Getting back to the piano rag with the scorching Southern guitar, Speakin' Out has The Most 70s lyrics I've heard in a long time. This is a stoned hippie jam with a 70s piano undertone that's polite enough to cut itself off after about five minutes.
Albuquerque gave me the most trouble with this album. I couldn't figure out where to put it. This is the dirty track on a quiet Tom Petty album. Or so I thought. It's really only the opening bass crunch that made it so hard to place. So I buried it in the mix as the outro of "Speakin' Out" fades into it. The song ascends into something between a Southern Rock jam and a Progressive Rock jam. The chorus is almost alien, as it just doesn't seem to fit over the melody, even though it's just echoing the guitar pattern.
I let New Mama cut through the ending for another straightforward acoustic song that could have been a Crosby Stills Nash And Young song. I let it fully play out to its gorgeous ending before
Lookout Joe lopes onto the album. This is definitely a late-album sing-along tune. It feels like a moment about to end. It's a fun Stray Gators song.

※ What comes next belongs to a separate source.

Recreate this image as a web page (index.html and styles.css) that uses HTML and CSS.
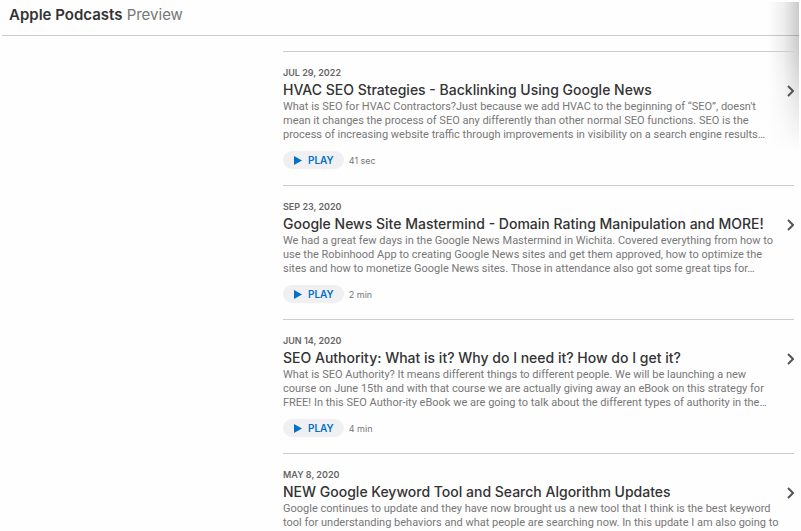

The penultimate song brings us back to harmonicaland, with Young lamenting about how he's not joining in his friends who are out having fun. Although, as we've heard throughout the album, his friends' fun is killing them while Oh Lonesome Me is sitting sadly, but alive, at home.
Closing out the album is another absolute classic, the song from which this reimagined album takes its name, The Needle And The Damage Done was a song I'd seen/heard referenced dozens of times before ever hearing the actual song. It was the name of a Nirvana bootleg I owned. It's a gorgeous song about loss, and it allows us to fade out with some audience applause, as it's from a live performance.